Unique in this schema – and granting a very wide latitude in the definition of “English” – are the five major countries in which English is the national first-language: Great Britain, Canada, Australia, New Zealand, and the United States. (This listing also ignores the fact that each of these countries, including Britain, had non-English-speaking indigenous inhabitants and today has some residents who have not learned English even as a second language.)
This common linguistic bond reinforced political ties between Britain and three of the four other countries. In the 18th and 19th centuries, Canada stayed with Britain, refusing to support the upstart colonists to the south in what became the United States. Language helped cement ties between Australia and New Zealand with Britain in the 19th century in the Crimean War. It tied these three to Britain in the two world wars long enough for the U.S. to finally enter the wars and turn the tide on the western front of World War I and in Europe and Asia in World War II.
The same array of English-speaking countries became involved in new wars in the new millennium almost as soon as the calendar ushered in the 21st century. First came Afghanistan in October 2001, followed by Iraq in March 2003. This time the United States was in the lead from the beginning. Considering the world’s initial response to the events of September 11, 2001, it is not surprising that, as of January 2007, among the now 37 countries with troops in Afghanistan, Britain has the second largest contingent (surpassed only by the U.S.) at 5,200 (down 800 from November 2006), Canada is fourth (behind Germany) at 2,200 (up 200 from November), Australia has 500 (up 300 from November) and New Zealand 100 (unchanged). Britain and Canada have each lost more than 40 soldiers.

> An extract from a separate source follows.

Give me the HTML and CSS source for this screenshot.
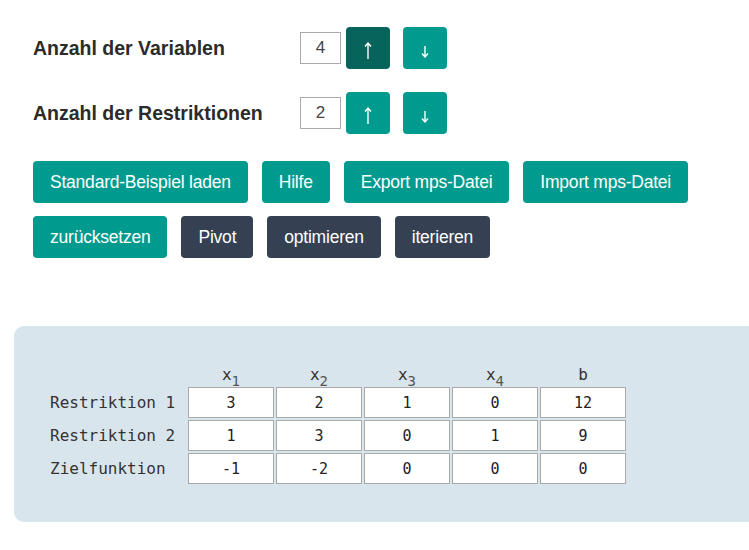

In contrast in Iraq, as President Bush decides to “surge” 21,500 more U.S. troops into Baghdad and Anbar province, other English speaking countries that sent troops in 2003 as part of the invasion force were either gone – New Zealand – or had removed significant numbers of troops – Australia down 541 or 39% and Britain down 1,300 or 15%. Canada never joined. Moreover, Britain is indicating that it may withdraw a further substantial number of soldiers sometime in 2007.
Reports from London confirm that the British people want their troops out of Iraq. The British Army Chief wants to draw down his troops in Iraq because the army is stressed. (Sound familiar?) Now more and more politicians want Tony Blair to “tie up the loose ends” on Iraq before he relinquishes the prime minister’s chair to Gordon Brown. That change is anticipated this summer.
President Bush could do worse than starting to tie up his own loose ends. Given that the U.S. presence in Iraq is twenty times larger than the UK’s, Bush needs to start now if he is to make a dent in the number of soldiers in Iraq who speak American English instead of the dominant languages spoken by the Iraqi people.
After all, it’s more important to do what is right than to simply talk about it – in any language.